::: Input data
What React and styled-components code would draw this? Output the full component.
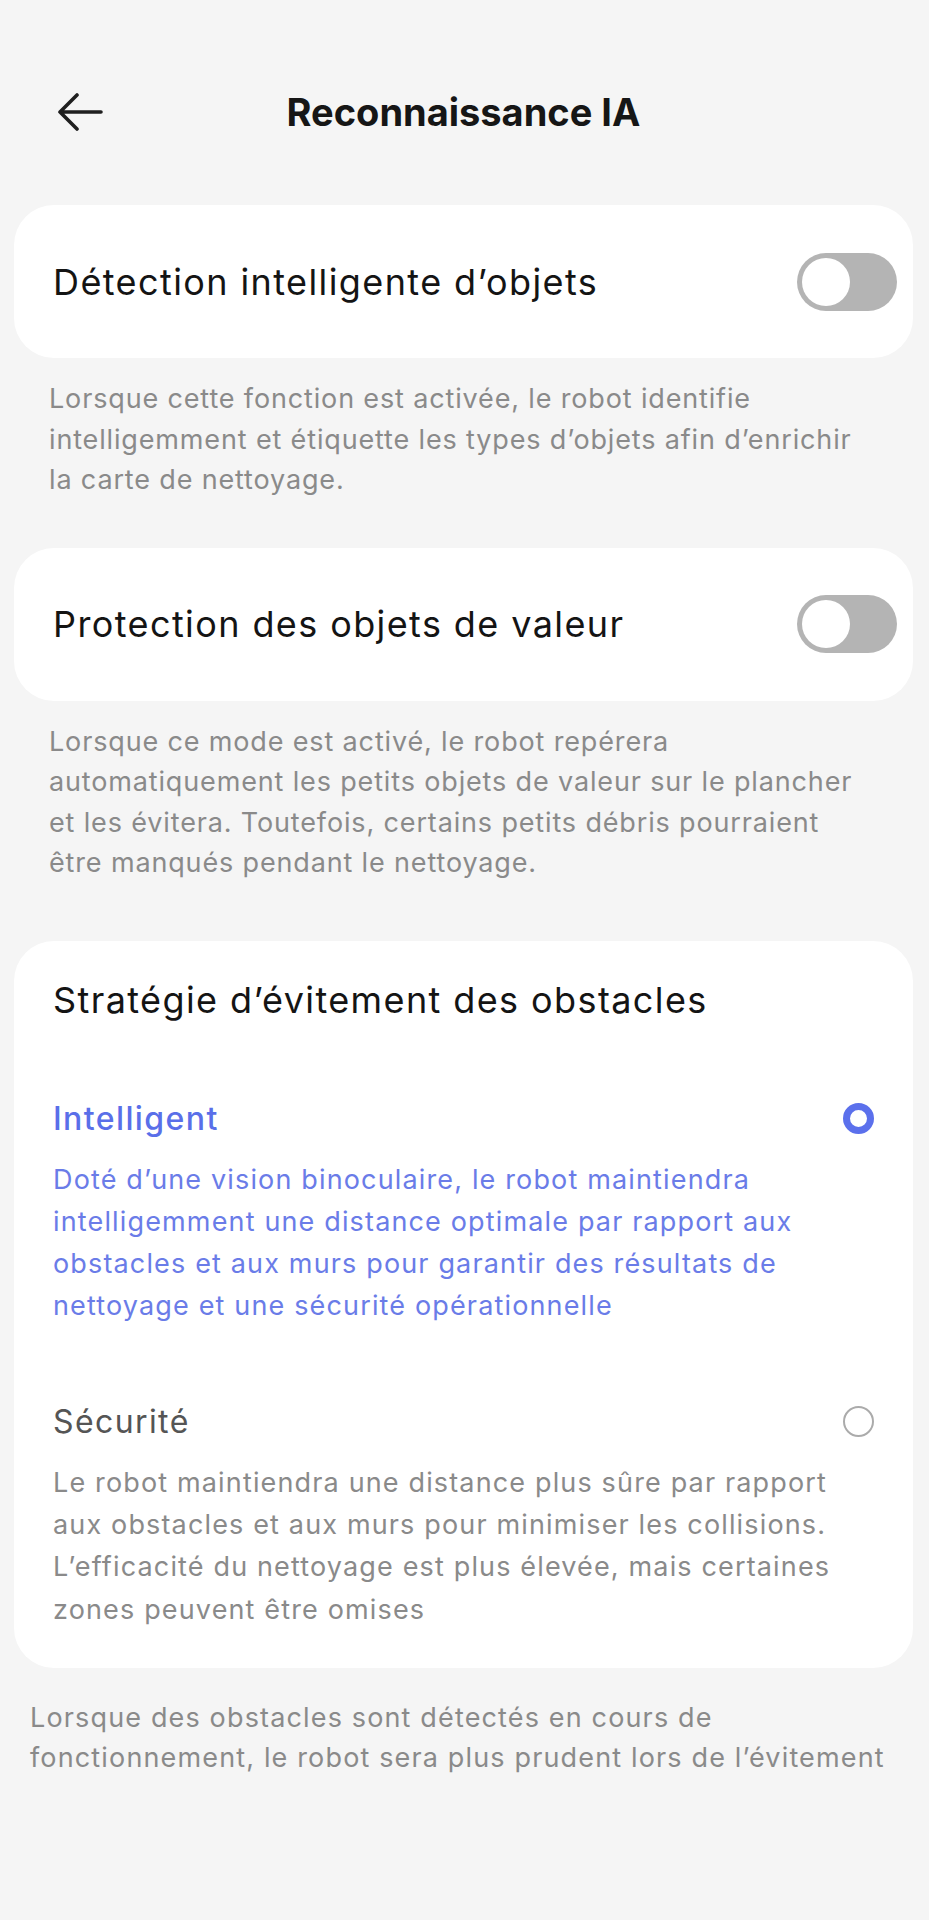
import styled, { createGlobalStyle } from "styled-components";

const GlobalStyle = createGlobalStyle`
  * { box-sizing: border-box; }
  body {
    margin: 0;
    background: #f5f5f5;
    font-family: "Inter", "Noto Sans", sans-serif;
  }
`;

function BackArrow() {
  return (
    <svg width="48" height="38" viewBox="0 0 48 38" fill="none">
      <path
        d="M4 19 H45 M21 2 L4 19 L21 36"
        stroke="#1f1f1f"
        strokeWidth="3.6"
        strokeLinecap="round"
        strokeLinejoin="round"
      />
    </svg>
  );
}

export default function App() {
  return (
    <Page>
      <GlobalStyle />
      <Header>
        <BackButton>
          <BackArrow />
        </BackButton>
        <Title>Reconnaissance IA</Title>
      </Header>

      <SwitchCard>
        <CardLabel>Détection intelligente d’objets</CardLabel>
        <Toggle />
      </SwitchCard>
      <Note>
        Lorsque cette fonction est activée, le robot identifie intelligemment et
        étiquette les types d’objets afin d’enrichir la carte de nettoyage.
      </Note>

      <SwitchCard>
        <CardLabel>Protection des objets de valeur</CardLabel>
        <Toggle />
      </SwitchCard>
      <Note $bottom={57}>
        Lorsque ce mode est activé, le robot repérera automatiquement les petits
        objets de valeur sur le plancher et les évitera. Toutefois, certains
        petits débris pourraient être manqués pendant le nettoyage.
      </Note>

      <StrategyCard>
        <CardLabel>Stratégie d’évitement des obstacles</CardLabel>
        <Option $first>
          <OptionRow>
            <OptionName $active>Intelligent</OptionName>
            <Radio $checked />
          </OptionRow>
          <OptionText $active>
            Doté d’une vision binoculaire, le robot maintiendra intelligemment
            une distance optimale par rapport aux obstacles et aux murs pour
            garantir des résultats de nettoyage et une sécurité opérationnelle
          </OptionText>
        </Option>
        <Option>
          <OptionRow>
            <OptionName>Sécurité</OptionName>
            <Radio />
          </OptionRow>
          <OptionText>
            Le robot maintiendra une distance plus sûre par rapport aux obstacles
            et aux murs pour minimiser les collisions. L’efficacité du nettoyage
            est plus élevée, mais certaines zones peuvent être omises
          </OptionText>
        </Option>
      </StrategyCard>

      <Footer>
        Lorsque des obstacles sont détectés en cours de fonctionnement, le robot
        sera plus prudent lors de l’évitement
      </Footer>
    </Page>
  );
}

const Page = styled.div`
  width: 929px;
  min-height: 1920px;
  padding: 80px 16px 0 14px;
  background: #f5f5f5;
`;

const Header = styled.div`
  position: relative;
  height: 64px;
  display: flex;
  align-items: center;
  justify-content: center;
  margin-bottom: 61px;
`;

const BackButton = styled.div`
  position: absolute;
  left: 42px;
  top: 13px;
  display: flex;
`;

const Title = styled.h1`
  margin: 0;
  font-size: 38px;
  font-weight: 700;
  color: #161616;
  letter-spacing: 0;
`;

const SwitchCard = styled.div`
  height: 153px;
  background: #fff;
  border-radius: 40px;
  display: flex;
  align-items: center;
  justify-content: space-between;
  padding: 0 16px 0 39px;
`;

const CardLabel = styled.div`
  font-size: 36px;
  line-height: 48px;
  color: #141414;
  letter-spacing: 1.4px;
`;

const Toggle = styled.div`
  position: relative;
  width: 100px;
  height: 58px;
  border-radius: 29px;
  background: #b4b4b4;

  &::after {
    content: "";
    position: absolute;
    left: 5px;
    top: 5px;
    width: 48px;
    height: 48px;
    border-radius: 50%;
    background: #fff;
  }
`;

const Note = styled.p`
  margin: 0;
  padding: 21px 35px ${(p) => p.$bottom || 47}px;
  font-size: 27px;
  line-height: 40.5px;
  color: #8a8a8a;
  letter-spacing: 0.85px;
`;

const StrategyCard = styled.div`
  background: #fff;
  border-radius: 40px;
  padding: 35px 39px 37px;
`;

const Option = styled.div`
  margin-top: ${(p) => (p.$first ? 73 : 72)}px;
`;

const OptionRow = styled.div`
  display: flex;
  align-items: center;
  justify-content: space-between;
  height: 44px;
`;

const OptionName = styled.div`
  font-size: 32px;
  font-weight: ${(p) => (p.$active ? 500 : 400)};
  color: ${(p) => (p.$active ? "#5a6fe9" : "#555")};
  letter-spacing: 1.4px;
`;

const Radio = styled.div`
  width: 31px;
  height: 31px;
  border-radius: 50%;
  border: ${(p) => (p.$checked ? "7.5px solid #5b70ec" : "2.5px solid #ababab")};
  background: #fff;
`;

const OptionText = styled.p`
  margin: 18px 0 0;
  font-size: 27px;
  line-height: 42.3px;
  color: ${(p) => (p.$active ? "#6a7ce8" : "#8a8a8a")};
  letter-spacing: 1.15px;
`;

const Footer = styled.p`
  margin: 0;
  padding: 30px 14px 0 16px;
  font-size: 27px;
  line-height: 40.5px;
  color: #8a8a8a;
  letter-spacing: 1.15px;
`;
::::::
::: Input data
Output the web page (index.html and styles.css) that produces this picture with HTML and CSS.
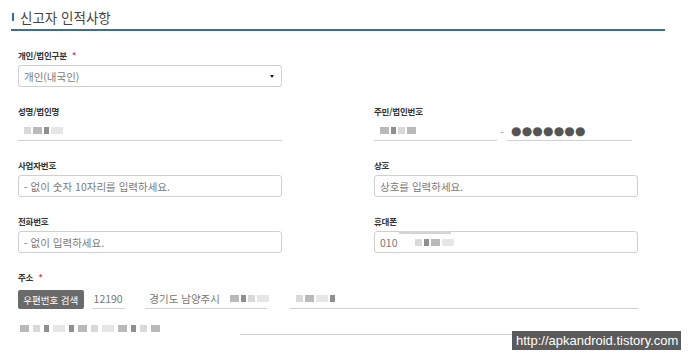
::::::
# [What to work on]
The answer is one number: how many lines of the material above contain "components".

# [Output of the exercise]
2